> **CHALLENGE**
Lines holding the string "styles" are the ones to copy; find them all in the data.

+ + + + +

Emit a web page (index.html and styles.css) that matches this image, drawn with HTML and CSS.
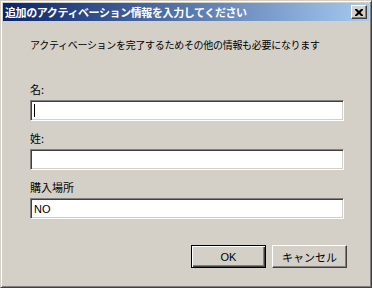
FILE: index.html
```html
<!DOCTYPE html>
<html>
<head>
  <meta charset="utf-8">
  <title>追加のアクティベーション情報</title>
  <link rel="stylesheet" href="styles.css">
</head>
<body>

  <div class="dialog">
    <div class="titlebar">
      <span class="title">追加のアクティベーション情報を入力してください</span>
      <div class="close-btn">
        <svg width="8" height="7" viewBox="0 0 8 7">
          <path d="M0 0h2l2 2 2-2h2v1l-2.5 2.5L8 6v1H6L4 5 2 7H0V6l2.5-2.5L0 1z" fill="#000"/>
        </svg>
      </div>
    </div>

    <div class="content">
      <p class="message">アクティベーションを完了するためその他の情報も必要になります</p>

      <div class="field first">
        <label>名:</label>
        <div class="textbox"><span class="caret"></span></div>
      </div>

      <div class="field">
        <label>姓:</label>
        <div class="textbox"></div>
      </div>

      <div class="field">
        <label>購入場所</label>
        <div class="textbox">NO</div>
      </div>

      <div class="buttons">
        <button class="btn default">OK</button>
        <button class="btn">キャンセル</button>
      </div>
    </div>
  </div>

</body>
</html>
```

FILE: styles.css
```css
html, body {
  margin: 0;
  padding: 0;
  background: #d4d0c8;
}

.dialog {
  width: 372px;
  height: 288px;
  box-sizing: border-box;
  border: 1px solid;
  border-color: #d4d0c8 #404040 #404040 #d4d0c8;
  box-shadow: inset 1px 1px #fff, inset -1px -1px #808080;
  padding: 2px;
  background: #d4d0c8;
  font-family: "Liberation Sans", "Noto Sans CJK JP", sans-serif;
  font-size: 11px;
  color: #000;
  display: flex;
  flex-direction: column;
}

/* Title bar */
.titlebar {
  height: 18px;
  display: flex;
  align-items: center;
  justify-content: space-between;
  padding: 0 2px 0 2px;
  background: linear-gradient(to right, #0a246a, #a6caf0);
}

.title {
  color: #fff;
  font-family: "Noto Sans CJK JP", sans-serif;
  font-weight: bold;
  font-size: 11px;
  letter-spacing: -0.4px;
  line-height: 18px;
  white-space: nowrap;
}

.close-btn {
  width: 16px;
  height: 14px;
  box-sizing: border-box;
  background: #d4d0c8;
  border: 1px solid;
  border-color: #fff #404040 #404040 #fff;
  box-shadow: inset -1px -1px #808080;
  display: flex;
  align-items: center;
  justify-content: center;
}

/* Body */
.content {
  flex: 1;
  padding: 17px 25px 0 27px;
  display: flex;
  flex-direction: column;
}

.message {
  margin: 0;
  font-family: "Noto Sans CJK JP", sans-serif;
  font-size: 10px;
  letter-spacing: -0.3px;
  line-height: 14px;
  white-space: nowrap;
}

.field {
  display: flex;
  flex-direction: column;
  gap: 4px;
  margin-top: 10px;
}

.field.first {
  margin-top: 30px;
}

.field label {
  font-family: "Noto Sans CJK JP", sans-serif;
  font-size: 11px;
  line-height: 14px;
}

.textbox {
  height: 21px;
  box-sizing: border-box;
  background: #fff;
  border: 1px solid;
  border-color: #808080 #fff #fff #808080;
  box-shadow: inset 1px 1px #404040, inset -1px -1px #d4d0c8;
  padding: 0 3px;
  display: flex;
  align-items: center;
  font-size: 11px;
}

.caret {
  width: 1px;
  height: 13px;
  background: #000;
}

/* Buttons */
.buttons {
  display: flex;
  justify-content: flex-end;
  gap: 6px;
  margin-top: 26px;
  margin-right: -3px;
}

.btn {
  width: 75px;
  height: 23px;
  box-sizing: border-box;
  margin: 0;
  padding: 0;
  background: #d4d0c8;
  border: 1px solid;
  border-color: #fff #404040 #404040 #fff;
  box-shadow: inset -1px -1px #808080;
  font-family: "Liberation Sans", "Noto Sans CJK JP", sans-serif;
  font-size: 11px;
  color: #000;
}

.btn.default {
  border: 1px solid #000;
  box-shadow: inset 1px 1px #fff, inset -1px -1px #404040, inset -2px -2px #808080;
}
```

+ + + + +

> **OUTPUT OF THE TASK**
Emit a web page (index.html and styles.css) that matches this image, drawn with HTML and CSS.
  <link rel="stylesheet" href="styles.css">
FILE: styles.css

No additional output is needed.